Таковы основоположники русского символизма. Работа ни одного из них не пропала даром. У каждого есть чему учиться и в настоящую и в какую угодно минуту. Перейдем к их сверстникам, на долю которых выпало горькое счастье с самого начала не разделять исторических ошибок других, но и не принимать участия в освежительном буйстве первых символических пиров, – к Сологубу и Анненскому.
Сологуб и Анненский начали свою деятельность совершенно незамеченными еще в девяностые годы. Влияние Анненского сказалось на последующей русской поэзии с необычайной силой. Первый учитель психологической остроты в новой русской лирике, искусство психологической композиции он передал футуризму. Влияние Сологуба, почти столь же сильное, выразилось чисто отрицательно: доведя до крайней простоты и совершенства путем высокого рационализма приемы старой русской лирики упадочного периода, включая Надсона, Апухтина и Голенищева-Кутузова, очистив эти приемы от мусорной эмоциональной примеси и окрасив их в цвет своеобразного эротического мифа, он сделал невозможными всякие попытки возвращения к прошлому и, кажется, фактически не имел подражателей. Органически сострадая банальности, нежно соболезнуя мертвенному слову, Сологуб создал культ мертвенных и отживших поэтических формул, вдохнув в них чудесную и последнюю жизнь. Ранние стихи Сологуба и «Пламенный круг» – циническая и жестокая расправа над поэтическим трафаретом, не соблазнительный пример, а грозное предостережение смельчаку, который впредь попробует писать подобные стихи.

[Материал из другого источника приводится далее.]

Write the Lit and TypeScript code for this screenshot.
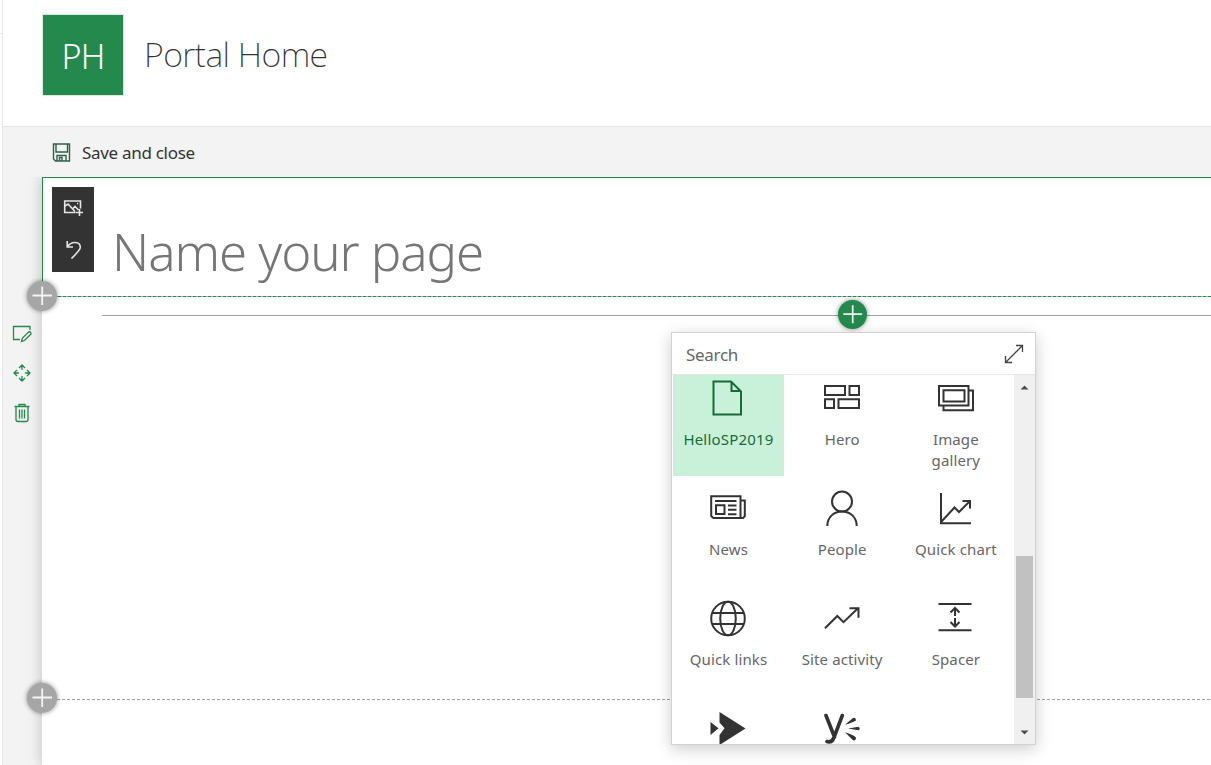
import { LitElement, html, css, svg } from "lit";
import { customElement, property } from "lit/decorators.js";

const icons: Record<string, unknown> = {
  page: svg`<path d="M3.5 1.5H21L31 11.5V34.5H3.5Z M21.5 2V11H30.5"/>`,
  hero: svg`<path d="M1 6H21V15H1Z M25.5 6H35V15H25.5Z M1 19.2H10V28H1Z M14.5 19.2H35V28H14.5Z"/>`,
  gallery: svg`<path d="M1 6H30.5V25.5H1Z M5.5 10.2H26.5V21.5H5.5Z M31 10.5H35V30.2H5.5V26"/>`,
  news: svg`<path d="M1.2 6.3H30.5V28H3.5L1.2 26Z M30.5 10.5H34.8V26.3L33 28H28.5 M5 11H26.5 M6 15.3H14.5V24H6Z M18 15.5H26.5 M18 19.8H26.5 M18 24.2H26.5"/>`,
  people: svg`<circle cx="18" cy="11.5" r="10"/><path d="M3.3 36C3.3 27 10 21.5 18 21.5S32.7 27 32.7 36"/>`,
  chart: svg`<path d="M3 3V33.2H33 M3.5 31.5L16.5 17.5L21 22L32 11 M24.5 11H32V18.5"/>`,
  globe: svg`<circle cx="18" cy="18.5" r="16.8"/><ellipse cx="18" cy="18.5" rx="7.8" ry="16.8"/><path d="M2.5 13H33.5 M2.5 24H33.5"/>`,
  activity: svg`<path d="M1 28.3L13.3 16L19.5 22.2L34 8.2 M25.5 8.3H34.5V17.8"/>`,
  spacer: svg`<path d="M.5 4H33.5 M.5 30.2H33.5 M17 7.8V16 M12.5 12.5L17 8L21.5 12.5 M17 18V26.5 M12.5 22L17 26.5L21.5 22"/>`,
  stream: svg`<path class="solid" d="M.5 12L8.5 18.2L.5 25Z M9.5 2L35.5 18.5L9.5 35V25L14.5 18.2L9.5 12.5Z"/>`,
  yammer: svg`<path class="thick" d="M2 5.5L10.5 27 M18.3 5.5L10 27.5Q8 33 3 31.5"/><path class="solid" d="M21 14.8L29 8Q32 7 32 10.5Q29 12.5 21 14.8Z M24 18.4L34.5 16.7Q37 18.5 34.5 20.3Z M21 22.2Q29 24.5 32 27.5Q32 31 29 30.3Z"/>`,
};

@customElement("add-button")
class AddButton extends LitElement {
  @property({ type: Boolean, reflect: true }) active = false;
  static styles = css`
    :host { display: block; width: 30px; height: 30px; border-radius: 50%; background: #a6a6a6; box-shadow: 0 0 5px rgba(0, 0, 0, .45); }
    :host([active]) { width: 29px; height: 29px; background: #23894c; }
    svg { display: block; width: 100%; height: 100%; fill: none; stroke: #f4f4f4; stroke-width: 1.8; }
  `;
  render() {
    return html`<svg viewBox="0 0 30 30"><path d="M5.5 14.5H25 M15.2 5.5V24" /></svg>`;
  }
}

@customElement("part-tile")
class PartTile extends LitElement {
  @property() icon = "";
  @property() label = "";
  @property({ type: Boolean, reflect: true }) selected = false;
  static styles = css`
    :host { display: flex; flex-direction: column; align-items: center; height: 108px; padding-top: 12px; box-sizing: border-box; color: #666; font-size: 15px; letter-spacing: .12px; line-height: 21px; text-align: center; }
    :host([selected]) { background: #c9f0d9; color: #176b39; }
    svg { width: 36px; height: 36px; flex: none; margin-right: .6px; fill: none; stroke: #333; stroke-width: 2; overflow: visible; }
    :host([selected]) svg { stroke: #176b39; margin-right: 2px; }
    .solid { fill: #333; stroke: none; }
    .thick { stroke-width: 3.6; stroke-linecap: round; }
    .label { margin-top: 13px; max-width: 92px; }
    :host([selected]) .label { letter-spacing: .2px; }
  `;
  render() {
    return html`<svg viewBox="0 0 36 36">${icons[this.icon]}</svg><span class="label">${this.label}</span>`;
  }
}

@customElement("app-root")
class AppRoot extends LitElement {
  static styles = css`
    :host { display: block; height: 765px; overflow: hidden; background: #fff; font-family: "Noto Sans", "Open Sans", sans-serif; color: #333; }
    * { box-sizing: border-box; }
    svg { display: block; fill: none; }
    .shell { display: grid; grid-template-columns: 2px 1fr; height: 100%; }
    .nav { height: 34px; border-bottom: 1px solid #eaeaea; }
    .main { display: flex; flex-direction: column; border-left: 1px solid #e6e6e6; min-width: 0; }
    header { height: 127px; flex: none; border-bottom: 1px solid #e6e6e6; padding: 14px 0 0 39px; display: flex; }
    .logo { width: 82px; height: 82px; border: 1px solid #dcebe2; background: #23894c; color: #fff; font-size: 34px; font-weight: 300; line-height: 82px; text-align: center; letter-spacing: -.7px; }
    h1 { margin: 0 0 0 20px; font-size: 34px; font-weight: 200; letter-spacing: -.55px; line-height: 80px; white-space: nowrap; }
    .bar { height: 50px; flex: none; background: #f3f3f3; display: flex; align-items: center; padding-left: 49px; gap: 11px; font-size: 17px; letter-spacing: -.3px; white-space: nowrap; }
    .bar svg { width: 19px; height: 19px; stroke: #296348; stroke-width: 1.4; }
    .work { flex: 1; display: grid; grid-template-columns: 39px 1fr; background: #f3f3f3; min-height: 0; }
    .tools { display: flex; flex-direction: column; padding: 146px 0 0 8.5px; gap: 20px; }
    .tools svg { width: 20px; height: 20px; stroke: #23894c; stroke-width: 1.3; }
    .canvas { position: relative; background: #fff; box-shadow: -2px 0 12px rgba(0, 0, 0, .17); clip-path: inset(0 0 0 -26px); display: flex; flex-direction: column; min-width: 0; }
    .title { height: 120px; flex: none; border: solid #23894c; border-width: 1px 0 0 1px; background: repeating-linear-gradient(90deg, #23894c 0 3px, #a9b8af 3px 5px) left bottom / 100% 1px no-repeat; display: flex; padding: 9px 0 0 9px; }
    .toolbox { width: 42px; height: 85px; background: #333; display: flex; flex-direction: column; align-items: center; padding: 10px 1px 0 0; gap: 22px; }
    .toolbox svg { width: 20px; height: 20px; stroke: #e5e5e5; stroke-width: 1.6; }
    .name { margin-left: 18px; font-size: 51px; font-weight: 300; letter-spacing: -1.05px; line-height: 70px; padding-top: 29px; color: #767676; white-space: nowrap; }
    .section { height: 403px; flex: none; background: repeating-linear-gradient(90deg, #a0a0a0 0 3px, #fff 3px 5px) left bottom / 100% 1px no-repeat; padding: 18px 0 0 60px; }
    .rule { height: 1px; background: #a3a3a3; }
    add-button { position: absolute; left: -15.5px; }
    .first { top: 104px; }
    .second { top: 506px; }
    .insert { left: 796px; top: 122.5px; }
    .picker { position: absolute; left: 629px; top: 155px; width: 365px; height: 413px; background: #fff; border: 1px solid #d2d2d2; box-shadow: 0 4px 15px rgba(0, 0, 0, .2); display: flex; flex-direction: column; }
    .search { height: 42px; flex: none; border-bottom: 1px solid #e6e6e6; display: flex; justify-content: space-between; align-items: center; padding: 1px 11px 0 14px; font-size: 17px; letter-spacing: -.3px; color: #666; }
    .search svg { width: 20px; height: 20px; stroke: #444; stroke-width: 1.3; }
    .body { flex: 1; display: grid; grid-template-columns: 1fr 21px; min-height: 0; }
    .view { overflow: hidden; }
    .tiles { display: grid; grid-template-columns: repeat(3, 111px); column-gap: 2.7px; row-gap: 2px; margin: -7px 0 0 1px; }
    .scroll { background: #f0f0f0; display: flex; flex-direction: column; align-items: center; padding-right: 1px; }
    .scroll svg { width: 9px; height: 5px; margin: 10px 0 0; fill: #4c4c4c; }
    .thumb { width: 17px; height: 142px; margin: 166px 0 22px; background: #c1c1c1; }
  `;

  private parts = [
    ["page", "HelloSP2019"], ["hero", "Hero"], ["gallery", "Image gallery"],
    ["news", "News"], ["people", "People"], ["chart", "Quick chart"],
    ["globe", "Quick links"], ["activity", "Site activity"], ["spacer", "Spacer"],
    ["stream", ""], ["yammer", ""],
  ];

  render() {
    return html`
      <div class="shell">
        <div class="nav"></div>
        <div class="main">
          <header><div class="logo">PH</div><h1>Portal Home</h1></header>
          <div class="bar">
            <svg viewBox="0 0 19 19"><path d="M1.5 1H17.5V18H3.5L1.5 16Z M4 1V9H15.5V1 M5 18V12.5H14V18 M7.5 18V14.5H10V18" /></svg>
            <span class="save">Save and close</span>
          </div>
          <div class="work">
            <div class="tools">
              <svg viewBox="0 0 20 20"><path d="M8 16.5H1.5V3.5H18V7 M9.5 18.5L10.5 15L16.8 8.8Q18.2 8.5 18.8 9.8L19 11L12.5 17.5Z" /></svg>
              <svg viewBox="0 0 20 20"><path d="M10 2V7 M7 5L10 2L13 5 M10 13V18 M7 15L10 18L13 15 M2 10H7 M5 7L2 10L5 13 M13 10H18 M15 7L18 10L15 13" /></svg>
              <svg viewBox="0 0 20 20"><path d="M2.5 3.5H17.5 M7 3.5V1.5H13V3.5 M4 4V16.5Q4 18.5 6 18.5H14Q16 18.5 16 16.5V4 M7.5 6.5V15.5 M10 6.5V15.5 M12.5 6.5V15.5" /></svg>
            </div>
            <div class="canvas">
              <div class="title">
                <div class="toolbox">
                  <svg viewBox="0 0 20 20"><path d="M12.5 15.5H1.7V4H17.5V11.5 M2 9L5 7L12 14.5 M9.5 12L12 9.5L15.5 13 M16.5 12V19 M13 15.5H20 M14 6.5H15.2" /></svg>
                  <svg viewBox="0 0 20 20"><path d="M4.2 2V8H10 M4.5 7.7C8 2 17.5 2 17.3 8.5C17.2 11 15 13 8.5 19.5" /></svg>
                </div>
                <div class="name">Name your page</div>
              </div>
              <div class="section"><div class="rule"></div></div>
              <add-button class="first"></add-button>
              <add-button class="second"></add-button>
              <add-button class="insert" active></add-button>
              <div class="picker">
                <div class="search"><span>Search</span>
                  <svg viewBox="0 0 20 20"><path d="M1.5 18.5L18.5 1.5 M12 1.5H18.5V8 M1.5 12V18.5H8" /></svg>
                </div>
                <div class="body">
                  <div class="view"><div class="tiles">
                    ${this.parts.map(([icon, label], i) => html`<part-tile .icon=${icon} .label=${label} ?selected=${i === 0}></part-tile>`)}
                  </div></div>
                  <div class="scroll">
                    <svg viewBox="0 0 8 5"><path d="M0 4.5L4 .5L8 4.5Z" /></svg>
                    <div class="thumb"></div>
                    <svg viewBox="0 0 8 5"><path d="M0 .5L4 4.5L8 .5Z" /></svg>
                  </div>
                </div>
              </div>
            </div>
          </div>
        </div>
      </div>`;
  }
}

Анненский с такой же твердостью, как Брюсов, ввел в поэзию исторически объективную тему, ввел в лирику психологический конструктивизм. Сгорая жаждой учиться у Запада, он не имел учителей, достойных своего задания, и вынужден был притворяться подражателем. Психологизм Анненского – не каприз и не мерцание изощренной впечатлительности, а настоящая твердая конструкция. От «Стальной цикады» Анненского к «Стальному соловью» Асеева лежит прямой путь. Анненский научил пользоваться психологическим анализом как рабочим инструментом в лирике. Он был настоящим предшественником психологической конструкции в русском футуризме, столь блестяще возглавляемой Пастернаком. Анненский до сих пор не дошел до русского читателя и известен лишь по вульгаризации его методов Ахматовой. Это один из самых настоящих подлинников русской поэзии. «Тихие песни» и «Кипарисовый ларец» хочется целиком перенести в антологию.
У российского символизма были свои Вергилии и Овидии, у него же были и свои Катуллы, не столь по возрасту, сколь по типу творчества. Здесь следует упомянуть о Кузмине и Ходасевиче. Это типичные младшие поэты со всей свойственной младшим поэтам чистотой и прелестью звука. Для Кузмина старшая линия мировой литературы как будто вообще не существует. Он весь замешан на пристрастии к ней и на канонизации младшей линии, не выше комедии Гольдони и любовных песенок Сумарокова. В своих стихах он довольно удачно культивировал сознательную небрежность и мешковатость речи, испещренной галлицизмами и полонизмами. Зажигаясь от младшей поэзии Запада, хотя бы Мюссе, – новый «Ролла», – он дает читателю иллюзию совершенно искусственной и преждевременной дряхлости русской поэтической речи. Поэзия Кузмина – преждевременная старческая улыбка русской лирики.
Ходасевич культивировал тему Боратынского: «Мой дар убог, и голос мой негромок» – и всячески варьировал тему недоноска. Его младшая линия – стихи второстепенных поэтов пушкинской и послепушкинской поры – домашние поэты-любители, вроде графини Ростопчиной, Вяземского и др. Идя от лучшей поры русского поэтического дилетантизма, от домашнего альбома, дружеского послания в стихах, обыденной эпиграммы, Ходасевич донес даже до двадцатого века замысловатость и нежную грубость простонародного московского говорка, каким пользовались в барских литературных кругах прошлого века. Стихи его очень народны, очень литературны и очень изысканны.
Напряженный интерес ко всей русской поэзии в целом, начиная от мощно неуклюжего Державина до Эсхила русского ямбического стиха – Тютчева, предшествовал футуризму. Все старые поэты в ту пору, приблизительно перед началом мировой войны, показались внезапно новыми. Лихорадка переоценки и поспешного исправления исторической несправедливости и короткой памяти охватила всех. В сущности, тогда вся русская поэзия новой пытливости и обновленному слуху читателя предстала как заумная. Революционная переоценка прошлого предшествовала созидательной революции. Утверждение и оправдание настоящих ценностей прошлого столь же революционный акт, как создание новых ценностей.